In short, they had done a reprise of a stakeholder review across a large number of NGO's, customers, etc. to check what these people thought of the companies sustainability efforts (and where they should focus next). And much to their surprise, the message was had evolved from a few years ago. Among their customers, emphasis had shifted from "compliance with regulation", "child labour" and "fair working conditions" in 2004 to "eliminate CO2" today (only preceded by employee working conditions).

Or put more bluntly (my words): "We like what you're doing for the poor and your workers, yet frankly won't buy a penny more for it. Still, if you reduce your CO2 emissions, we would probably increase our orders (and if you don't we'll go elsewhere)."

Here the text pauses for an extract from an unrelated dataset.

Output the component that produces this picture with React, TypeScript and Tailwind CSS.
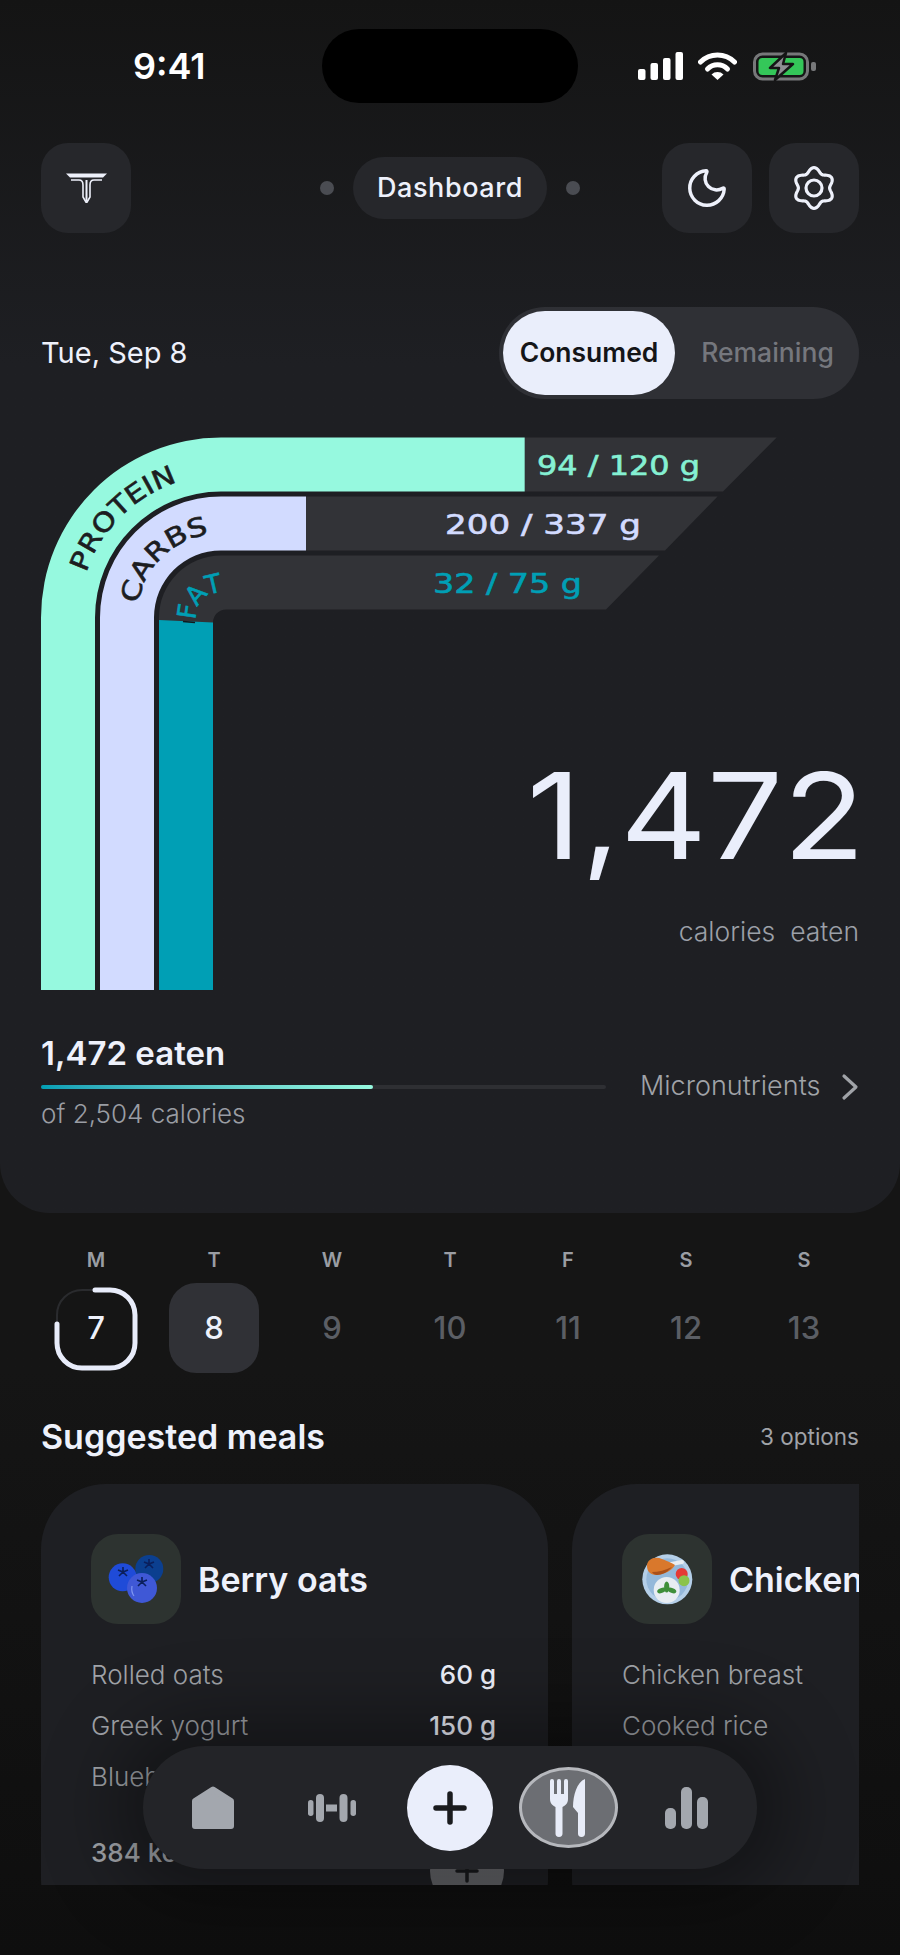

This shift in itself poses some interesting dilemmas. Still, the real challenge of then responding to this call for CO2-reduction, came when the purchasing departments of these same customers got their hands on the CO2-reduction plans the company was putting in place. Their logic was simple: "as TNT was being more efficient, this should translate itself into lower price. So could we have a discount please?".

This while at the same time some of TNT's highest margin products are exactly the ones that are least efficient in energy (e.g. express freight by airplane). And shifting customers to more efficient means of transportation (e.g. express by train) is much lower margin.

In other words, the company now finds itself in a situation that to comply with the CO2 reduction request from their customers, they need to start cutting heavily into their margin. So in a way - and kudos to TNT for discussing this so openly - they are "damned if they do, damned if they don't".

So I wonder. Will this story repeat itself for EVERYONE who's currently selling to Tesco today, or in 2008 to Casino? Will it be so that customers will first pressure their vendors to "go green" and then send in their purchasing departments to ask discounts for more efficiency? And when this cat gets out of the bag, will these vendors actually resist going green as the business case for doing so erodes?

I don't have an opinion, yet it's definitely a space to watch. Meanwhile I hope the world will show ever more companies like TNT, who first do what is right and then try and figure out a way to also make this profitable for everyone (and even have the conversation in the open). Keep it up Peter!